● **GOAL OF THE EXERCISE**: How many of the lines below hold the word "index"? Answer only with the number.

● **RAW DATA**:
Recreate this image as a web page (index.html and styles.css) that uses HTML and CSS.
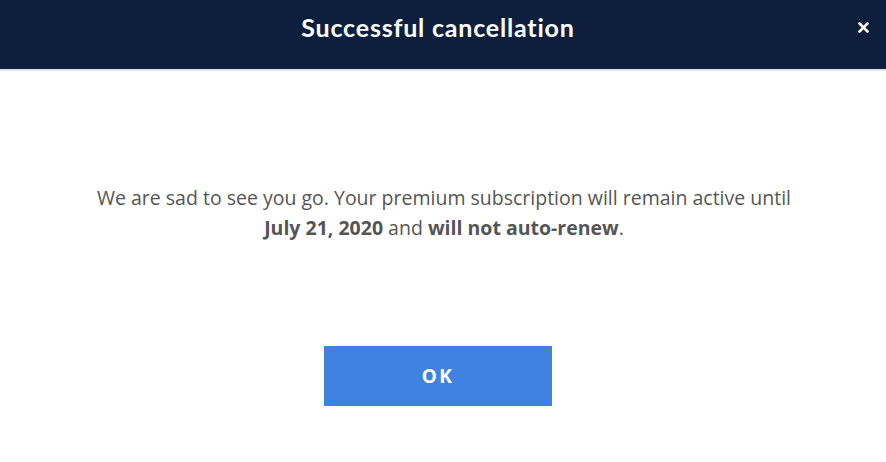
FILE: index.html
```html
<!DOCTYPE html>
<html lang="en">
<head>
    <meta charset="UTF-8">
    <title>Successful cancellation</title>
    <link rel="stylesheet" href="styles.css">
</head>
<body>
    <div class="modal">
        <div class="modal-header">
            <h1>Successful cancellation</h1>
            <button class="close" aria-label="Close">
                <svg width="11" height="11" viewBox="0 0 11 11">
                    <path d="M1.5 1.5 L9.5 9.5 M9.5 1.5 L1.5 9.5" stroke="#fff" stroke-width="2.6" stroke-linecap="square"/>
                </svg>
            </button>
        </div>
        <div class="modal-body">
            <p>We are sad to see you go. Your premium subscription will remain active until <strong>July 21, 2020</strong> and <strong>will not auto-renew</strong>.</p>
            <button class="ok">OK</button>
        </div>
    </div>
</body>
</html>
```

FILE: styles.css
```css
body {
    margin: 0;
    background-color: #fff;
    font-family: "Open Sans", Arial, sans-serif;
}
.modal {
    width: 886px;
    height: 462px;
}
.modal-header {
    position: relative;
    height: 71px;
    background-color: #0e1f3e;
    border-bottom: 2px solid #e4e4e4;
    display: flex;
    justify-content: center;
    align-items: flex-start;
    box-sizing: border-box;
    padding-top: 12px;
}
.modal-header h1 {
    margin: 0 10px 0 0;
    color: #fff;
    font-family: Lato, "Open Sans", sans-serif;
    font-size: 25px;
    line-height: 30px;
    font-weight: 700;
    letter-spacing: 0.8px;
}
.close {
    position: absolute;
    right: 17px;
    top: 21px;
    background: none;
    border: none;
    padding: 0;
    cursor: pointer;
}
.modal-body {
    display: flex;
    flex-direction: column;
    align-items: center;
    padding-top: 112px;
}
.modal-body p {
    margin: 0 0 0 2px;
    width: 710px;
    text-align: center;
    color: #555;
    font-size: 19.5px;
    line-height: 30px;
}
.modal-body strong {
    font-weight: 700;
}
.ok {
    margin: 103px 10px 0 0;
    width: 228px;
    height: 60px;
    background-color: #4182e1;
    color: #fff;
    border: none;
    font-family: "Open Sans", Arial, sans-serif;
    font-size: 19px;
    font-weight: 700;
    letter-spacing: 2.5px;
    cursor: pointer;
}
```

● **FINISHED ANSWER**: 2